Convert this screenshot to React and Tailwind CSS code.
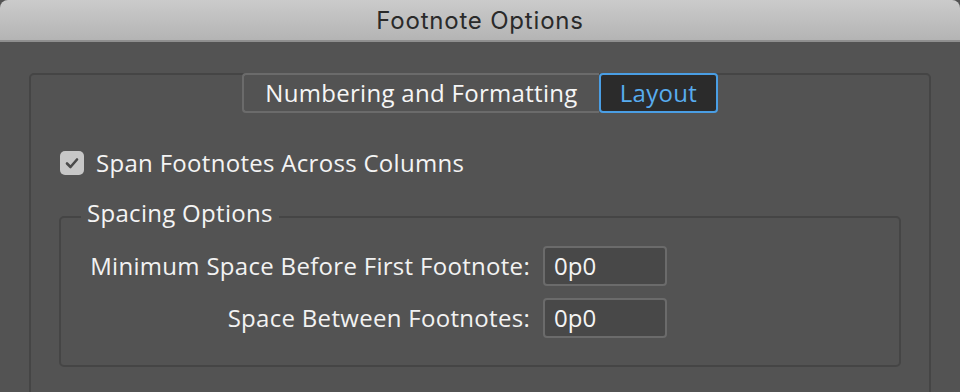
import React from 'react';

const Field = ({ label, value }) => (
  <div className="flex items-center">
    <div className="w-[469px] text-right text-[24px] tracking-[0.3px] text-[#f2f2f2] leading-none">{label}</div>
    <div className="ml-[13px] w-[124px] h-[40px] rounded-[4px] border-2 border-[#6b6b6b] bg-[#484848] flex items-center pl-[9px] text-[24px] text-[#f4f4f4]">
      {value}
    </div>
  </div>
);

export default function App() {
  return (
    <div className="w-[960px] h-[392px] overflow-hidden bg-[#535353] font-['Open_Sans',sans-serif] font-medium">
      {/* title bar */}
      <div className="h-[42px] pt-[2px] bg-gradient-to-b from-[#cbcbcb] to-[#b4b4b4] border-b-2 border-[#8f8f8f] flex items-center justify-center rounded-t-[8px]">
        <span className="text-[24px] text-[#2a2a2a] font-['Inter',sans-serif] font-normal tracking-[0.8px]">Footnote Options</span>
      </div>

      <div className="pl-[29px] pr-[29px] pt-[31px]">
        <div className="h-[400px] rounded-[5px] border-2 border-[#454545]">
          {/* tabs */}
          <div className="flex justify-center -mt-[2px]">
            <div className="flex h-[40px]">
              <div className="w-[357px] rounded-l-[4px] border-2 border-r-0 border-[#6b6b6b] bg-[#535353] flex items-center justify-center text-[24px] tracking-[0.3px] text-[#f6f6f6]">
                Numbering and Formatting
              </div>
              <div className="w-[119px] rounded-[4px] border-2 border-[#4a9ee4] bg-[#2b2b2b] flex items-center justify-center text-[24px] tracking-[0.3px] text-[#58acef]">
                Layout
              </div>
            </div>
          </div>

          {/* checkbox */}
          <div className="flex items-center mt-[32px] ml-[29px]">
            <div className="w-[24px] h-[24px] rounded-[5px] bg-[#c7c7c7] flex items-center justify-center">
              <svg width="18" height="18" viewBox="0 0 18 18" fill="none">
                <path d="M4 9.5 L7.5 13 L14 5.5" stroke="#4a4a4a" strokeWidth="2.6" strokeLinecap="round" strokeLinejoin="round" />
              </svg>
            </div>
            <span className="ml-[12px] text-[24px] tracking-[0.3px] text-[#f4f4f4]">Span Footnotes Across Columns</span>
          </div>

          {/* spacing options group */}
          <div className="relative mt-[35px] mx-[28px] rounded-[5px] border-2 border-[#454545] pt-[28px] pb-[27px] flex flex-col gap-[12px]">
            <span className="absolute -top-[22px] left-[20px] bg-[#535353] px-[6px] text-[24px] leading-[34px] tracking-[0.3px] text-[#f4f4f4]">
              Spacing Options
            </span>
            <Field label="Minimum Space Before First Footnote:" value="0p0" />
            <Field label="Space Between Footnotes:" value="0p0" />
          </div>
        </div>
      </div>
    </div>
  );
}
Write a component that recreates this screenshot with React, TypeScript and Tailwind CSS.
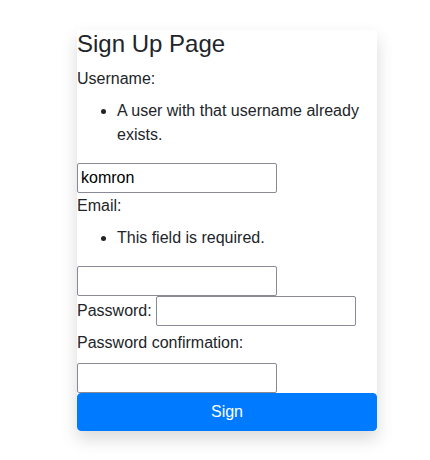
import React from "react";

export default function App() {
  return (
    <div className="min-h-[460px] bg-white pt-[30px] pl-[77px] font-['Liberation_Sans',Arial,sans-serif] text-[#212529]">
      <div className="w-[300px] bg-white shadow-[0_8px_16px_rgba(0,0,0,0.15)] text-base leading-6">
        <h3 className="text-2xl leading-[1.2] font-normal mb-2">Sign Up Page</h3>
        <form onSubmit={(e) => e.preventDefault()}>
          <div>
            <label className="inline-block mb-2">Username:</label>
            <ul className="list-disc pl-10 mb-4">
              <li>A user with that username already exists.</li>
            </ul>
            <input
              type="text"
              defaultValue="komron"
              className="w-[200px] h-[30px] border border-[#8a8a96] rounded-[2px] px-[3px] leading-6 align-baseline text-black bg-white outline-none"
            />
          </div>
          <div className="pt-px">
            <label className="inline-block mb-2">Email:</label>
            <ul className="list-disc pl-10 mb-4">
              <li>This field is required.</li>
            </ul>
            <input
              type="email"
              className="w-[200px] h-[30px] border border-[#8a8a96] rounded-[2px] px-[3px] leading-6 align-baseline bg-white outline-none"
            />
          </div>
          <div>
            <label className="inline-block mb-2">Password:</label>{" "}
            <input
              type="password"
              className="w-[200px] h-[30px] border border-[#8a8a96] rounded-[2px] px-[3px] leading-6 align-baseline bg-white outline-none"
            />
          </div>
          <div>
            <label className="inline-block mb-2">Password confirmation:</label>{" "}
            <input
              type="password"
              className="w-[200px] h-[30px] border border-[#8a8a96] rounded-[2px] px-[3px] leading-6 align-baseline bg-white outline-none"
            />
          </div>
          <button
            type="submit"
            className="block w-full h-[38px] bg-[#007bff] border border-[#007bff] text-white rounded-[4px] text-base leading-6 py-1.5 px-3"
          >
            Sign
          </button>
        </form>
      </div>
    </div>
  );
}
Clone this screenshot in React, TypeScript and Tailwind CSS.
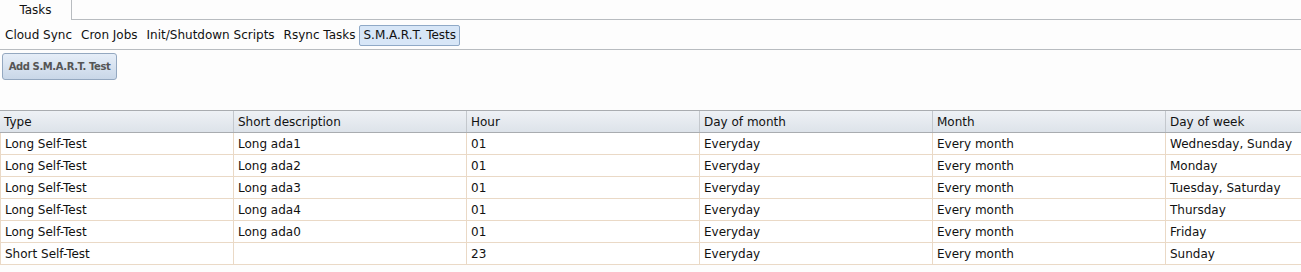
****
-- Exercise goal --
Pictures stay out. Repeat only the lines from the beginning of the data through the line that has "import React from 'react';".

-- Result below --
Convert this screenshot to React and Tailwind CSS code.
import React from 'react';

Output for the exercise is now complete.